Without launching into a tirade about “our horrible fucking President and what he’s done to destroy the unification of America”, I focus instead on the more pertinent and current problem: what to do in the Indianapolis airport for six hours because nobody is nice enough to let me skip them in line so I don’t miss the 30 minute before flight cut-off that keeps me here for another six hours.

Or perhaps I should complain about the pinched, bitter, severely-overweight and sour woman who, when I asked her for help, told me first “well, I’m not a ticket attendant so I can’t help you” before pointing to the self-service terminal I had already gone to and saying, “That’s where you check in.” Clearly, you aren’t required to pass any basic competency test to work for Northwest Airlines because, clearly, you can be replaced by the internet and self-service check-in terminals.

My friend Todd works for Airlink (unless, as of this writing, he’s been furloughed again for some reason) and even he, whom I have never seen as an unhappy person, seems miserable working for a company destined to fall apart on any day.

My big fear is that they will suddenly go bankrupt while I am sitting in an airport someplace only for me to find their ticket counters closed, nobody at work, and no way for me to get home. Every moment between take-off and landing, I have to wonder if I’ll be able to make the next plane without getting re-routed or having a flight cancelled.

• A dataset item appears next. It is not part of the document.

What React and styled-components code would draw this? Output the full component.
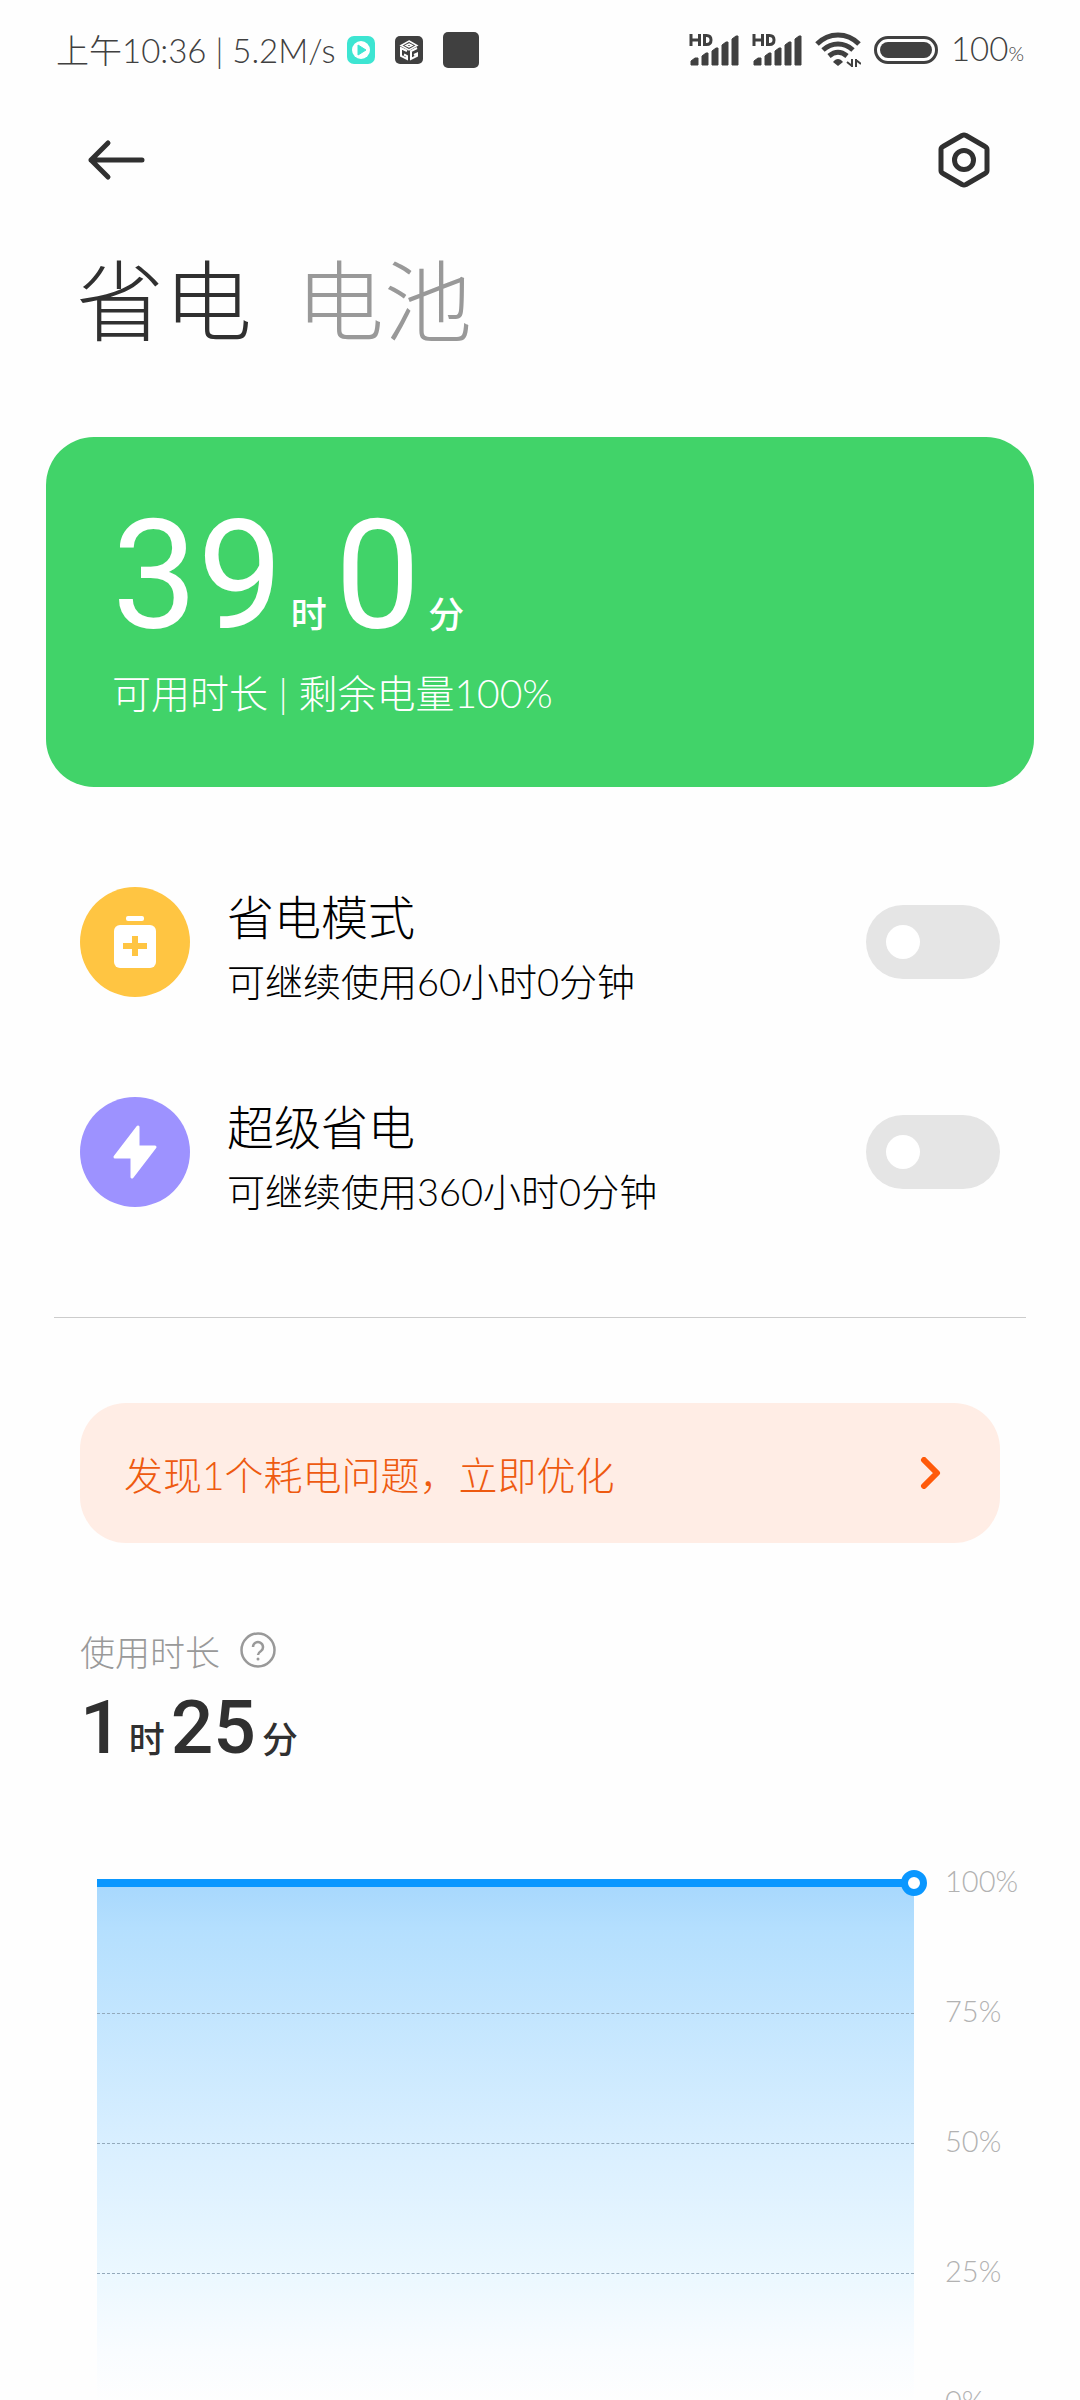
import React, { useState } from "react";
import styled, { createGlobalStyle } from "styled-components";

const GlobalStyle = createGlobalStyle`
    * {
        box-sizing: border-box;
    }
    body {
        margin: 0;
        background: #fefefe;
        color: #303030;
        font-family: Lato, "Noto Sans CJK SC", sans-serif;
        font-weight: 300;
        overflow-x: hidden;
    }
    p {
        margin: 0;
    }
    button {
        padding: 0;
        border: none;
        background: none;
        color: inherit;
        font: inherit;
        cursor: pointer;
    }
    svg {
        display: block;
        flex: none;
    }
`

const Page = styled.div`
    height: 100vh;
    overflow: hidden;
`

const StatusBar = styled.header`
    display: flex;
    align-items: center;
    justify-content: space-between;
    height: 100px;
    padding: 0 56px;
    color: #404040;
    font-size: 33px;
    line-height: 40px;
`
const StatusGroup = styled.div`
    display: flex;
    align-items: center;
    gap: ${(props) => props.$gap}px;
`
const StatusText = styled.span`
    white-space: nowrap;
`
const SmallPercent = styled.span`
    font-size: 20px;
`

const NavBar = styled.nav`
    display: flex;
    align-items: center;
    justify-content: space-between;
    height: 120px;
    padding: 0 84px;
`

const TabList = styled.div`
    display: flex;
    gap: 44px;
    padding: 20px 76px 0;
`
const Tab = styled.button`
    && {
        font-size: 88px;
        line-height: 120px;
        color: ${(props) => (props.$active ? "#303030" : "#999999")};
    }
`

const SummaryCard = styled.section`
    margin: 77px 46px 0;
    padding: 64px 66px 62px;
    border-radius: 48px;
    background: #41d369;
    color: #fff;
`
const BigDuration = styled.p`
    display: flex;
    align-items: baseline;
    height: 150px;
    font-family: Roboto, "Noto Sans CJK SC", sans-serif;
    font-weight: 400;
    font-size: 152px;
    line-height: 150px;
`
const SmallDuration = styled(BigDuration)`
    height: 100px;
    font-weight: 500;
    font-size: 75px;
    line-height: 100px;
`
const Unit = styled.span`
    margin: 0 ${(props) => props.$gap}px;
    font-size: 36px;
    font-weight: 500;
    line-height: 36px;
`
const SummaryText = styled.p`
    height: 64px;
    margin-top: 10px;
    font-size: 39px;
    line-height: 64px;
`

const ModeList = styled.section`
    display: grid;
    gap: 80px;
    margin: 0 54px;
    padding: 90px 26px 100px;
    border-bottom: 1px solid #cccccc;
`
const ModeRow = styled.div`
    display: flex;
    align-items: center;
    height: 130px;
`
const ModeBadge = styled.div`
    display: flex;
    align-items: center;
    justify-content: center;
    flex: none;
    width: 110px;
    height: 110px;
    border-radius: 50%;
    background: ${(props) => props.$color};
`
const ModeLabel = styled.label`
    flex: 1;
    margin-left: 37px;
    padding-top: 14px;
    color: #000;
`
const ModeTitle = styled.span`
    display: block;
    font-size: 47px;
    line-height: 64px;
`
const ModeHint = styled.span`
    display: block;
    font-size: 38px;
    line-height: 64px;
`
const Switch = styled.input`
    appearance: none;
    flex: none;
    width: 134px;
    height: 74px;
    margin: 0;
    padding: 20px;
    border-radius: 37px;
    background: #e5e5e5;
    cursor: pointer;

    &::before {
        content: "";
        display: block;
        width: 34px;
        height: 34px;
        border-radius: 50%;
        background: #fff;
    }
    &:checked {
        background: #41d369;
    }
    &:checked::before {
        margin-left: auto;
    }
`

const IssueButton = styled.button`
    && {
        display: flex;
        align-items: center;
        justify-content: space-between;
        width: calc(100% - 160px);
        height: 140px;
        margin: 85px 80px 0;
        padding: 0 58px 0 44px;
        border-radius: 46px;
        background: #ffede5;
        color: #ee5a10;
        font-size: 39px;
    }
`

const Usage = styled.section`
    padding: 80px 80px 0;
`
const UsageHead = styled.div`
    display: flex;
    align-items: center;
    gap: 20px;
    height: 54px;
    color: #999999;
    font-size: 35px;
`

const Chart = styled.section`
    display: grid;
    grid-template-columns: 1fr 134px;
    margin: 102px 0 0 97px;
    padding-right: 32px;
`
const Plot = styled.div`
    position: relative;
    height: 524px;
    border-top: 8px solid #0a97ff;
    background: linear-gradient(#a8d8fd, #b4dffe 8%, #d9efff 50%, #ecf8ff 76%, #f9fcff 90%, #fefefe);
`
const GridLine = styled.div`
    height: 130px;
    border-bottom: 1px dashed #93a9bb;

    &:first-child {
        height: 127px;
    }
    &:nth-child(4) {
        border: none;
    }
`
const Marker = styled.span`
    position: absolute;
    top: -17px;
    right: -13px;
    width: 26px;
    height: 26px;
    border: 7px solid #0a97ff;
    border-radius: 50%;
    background: #fff;
`
const Axis = styled.div`
    margin: -18px 0 0 31px;
    color: #b2b2b2;
    font-size: 29px;
    line-height: 40px;
`
const AxisLabel = styled.div`
    height: 130px;
`

function SignalIcon() {
    return (
        <svg width="50" height="34" viewBox="0 0 50 34" fill="#404040">
            <path d="M2 1v12M10.500 1v12M2 7h8.500" stroke="#404040" strokeWidth="3" fill="none" />
            <path d="M15.500 2.500h2q4.500 0 4.500 4.500t-4.500 4.500h-2z" stroke="#404040" strokeWidth="3" fill="none" />
            <path d="M2 32v-4l4-3h3v7zM13 32V23l4-3h2v12zM23 32V18l4-3h2v17zM33 32V12l4-3h2v23zM43 32V6l4-3h2v29z" stroke="#404040" strokeLinejoin="round" />
        </svg>
    )
}

function WifiIcon() {
    return (
        <svg width="46" height="36" viewBox="0 0 46 36" fill="none" stroke="#404040" strokeWidth="5">
            <path d="M2 12C14 0 32 0 44 12M8 18c9-8 21-8 30 0M14 24c6-5 12-5 18 0" />
            <path d="M18 30c3-4 7-4 10 0l-5 4z" fill="#404040" stroke="none" />
            <path d="M37 27v8M41 27v8M37 34l-5-4M41 28l5 4" strokeWidth="2" />
        </svg>
    )
}

function BatteryIcon() {
    return (
        <svg width="64" height="28" viewBox="0 0 64 28">
            <rect x="1.500" y="1.500" width="61" height="25" rx="12.500" fill="none" stroke="#404040" strokeWidth="3" />
            <rect x="6" y="6" width="52" height="16" rx="8" fill="#404040" />
        </svg>
    )
}

function PlayAppIcon() {
    return (
        <svg width="28" height="28" viewBox="0 0 28 28">
            <rect width="28" height="28" rx="7" fill="#3de5d2" />
            <circle cx="14" cy="14" r="9" fill="#fff" />
            <path d="M11 9l8 5-8 5z" fill="#3de5d2" stroke="#3de5d2" strokeLinejoin="round" />
        </svg>
    )
}

function CubeAppIcon() {
    return (
        <svg width="28" height="28" viewBox="0 0 28 28" fill="none" stroke="#fff" strokeWidth="2">
            <rect width="28" height="28" rx="5" fill="#404040" stroke="none" />
            <path d="M14 5l8 4.500-8 4.500-8-4.500zM14 8l3 1.500-3 1.500-3-1.500z" strokeWidth="1.500" />
            <path d="M12 15l-6-3v8l6 3v-3l-3-1.500M22 12l-6 3v8l6-3v-2.500l-3 1.500" />
        </svg>
    )
}

function BlankAppIcon() {
    return (
        <svg width="36" height="36">
            <rect width="36" height="36" rx="5" fill="#404040" />
        </svg>
    )
}

function BackIcon() {
    return (
        <svg width="66" height="44" viewBox="0 0 66 44" fill="none" stroke="#303030" strokeWidth="5" strokeLinecap="round" strokeLinejoin="round">
            <path d="M58 22H7M24 5L7 22l17 17" />
        </svg>
    )
}

function SettingsIcon() {
    return (
        <svg width="66" height="60" viewBox="2 0 66 60" fill="none" stroke="#303030" strokeWidth="5" strokeLinejoin="round">
            <path d="M38 5.500L57 16.500q2 1 2 3v21q0 2-2 3L38 54.500q-2 1-4 0L15 43.500q-2-1-2-3v-21q0-2 2-3L34 5.500q2-1 4 0z" />
            <circle cx="36" cy="30" r="9.500" />
        </svg>
    )
}

function SaverIcon() {
    return (
        <svg width="42" height="52" viewBox="0 0 42 52">
            <rect x="12" width="18" height="5" rx="2" fill="#fff" />
            <rect y="9" width="42" height="43" rx="6" fill="#fff" />
            <path d="M21 20v20M9 30h24" stroke="#ffc542" strokeWidth="6" />
        </svg>
    )
}

function BoltIcon() {
    return (
        <svg width="44" height="54" viewBox="0 0 44 54">
            <path d="M25 2v20h17L19 52V32H2z" fill="#fff" stroke="#fff" strokeWidth="3" strokeLinejoin="round" />
        </svg>
    )
}

function HelpIcon() {
    return (
        <svg width="36" height="36" viewBox="0 0 36 36" fill="none" stroke="#999" strokeWidth="2.500">
            <circle cx="18" cy="18" r="16.500" />
            <path d="M13 15a5 5 0 1 1 8 4q-3 2-3 4" />
            <circle cx="18" cy="27" r="1.500" fill="#999" stroke="none" />
        </svg>
    )
}

function ChevronIcon() {
    return (
        <svg width="22" height="32" viewBox="0 0 22 32" fill="none" stroke="#ff5a0a" strokeWidth="6" strokeLinecap="round" strokeLinejoin="round">
            <path d="M4 3l13 13L4 29" />
        </svg>
    )
}

const modes = [
    { id: "saver", title: "省电模式", hint: "可继续使用60小时0分钟", color: "#ffc542", Icon: SaverIcon },
    { id: "ultra", title: "超级省电", hint: "可继续使用360小时0分钟", color: "#9d92ff", Icon: BoltIcon },
]

const levels = ["100%", "75%", "50%", "25%", "0%"]

export default function App() {
    const [tab, setTab] = useState("省电")

    return (
        <Page>
            <GlobalStyle />
            <StatusBar>
                <StatusGroup $gap={12}>
                    <StatusText>上午10:36 | 5.2M/s</StatusText>
                    <StatusGroup $gap={20}>
                        <PlayAppIcon />
                        <CubeAppIcon />
                        <BlankAppIcon />
                    </StatusGroup>
                </StatusGroup>
                <StatusGroup $gap={13}>
                    <SignalIcon />
                    <SignalIcon />
                    <WifiIcon />
                    <BatteryIcon />
                    <StatusText>100<SmallPercent>%</SmallPercent></StatusText>
                </StatusGroup>
            </StatusBar>
            <NavBar>
                <button aria-label="返回"><BackIcon /></button>
                <button aria-label="设置"><SettingsIcon /></button>
            </NavBar>
            <TabList>
                {["省电", "电池"].map((name) => (
                    <Tab key={name} $active={tab === name} onClick={() => setTab(name)}>{name}</Tab>
                ))}
            </TabList>

            <SummaryCard>
                <BigDuration>
                    39<Unit $gap={8}>时</Unit>0<Unit $gap={8}>分</Unit>
                </BigDuration>
                <SummaryText>可用时长 | 剩余电量100%</SummaryText>
            </SummaryCard>

            <ModeList>
                {modes.map(({ id, title, hint, color, Icon }) => (
                    <ModeRow key={id}>
                        <ModeBadge $color={color}><Icon /></ModeBadge>
                        <ModeLabel htmlFor={id}>
                            <ModeTitle>{title}</ModeTitle>
                            <ModeHint>{hint}</ModeHint>
                        </ModeLabel>
                        <Switch type="checkbox" role="switch" id={id} />
                    </ModeRow>
                ))}
            </ModeList>

            <IssueButton>
                发现1个耗电问题，立即优化
                <ChevronIcon />
            </IssueButton>

            <Usage>
                <UsageHead>
                    使用时长
                    <button aria-label="帮助"><HelpIcon /></button>
                </UsageHead>
                <SmallDuration>
                    1<Unit $gap={6}>时</Unit>25<Unit $gap={6}>分</Unit>
                </SmallDuration>
            </Usage>

            <Chart>
                <Plot>
                    <GridLine />
                    <GridLine />
                    <GridLine />
                    <GridLine />
                    <Marker />
                </Plot>
                <Axis>
                    {levels.map((level) => (
                        <AxisLabel key={level}>{level}</AxisLabel>
                    ))}
                </Axis>
            </Chart>
        </Page>
    )
}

The answer: when they were handing out brains, perhaps I believe they should have been handing out trains instead; therefore, I suggest that I take Amtrak everywhere from now on. Yes, it takes three days to get across the country. Yes, it’s uncomfortable. Yes, you can’t sleep. But at least I know it’s going to keep on running, and that’s a guarantee I can use when trying to manage my time and, at the same time, wrestle free of the burden of Northwest’s kung-fu grip on travel to and from Memphis.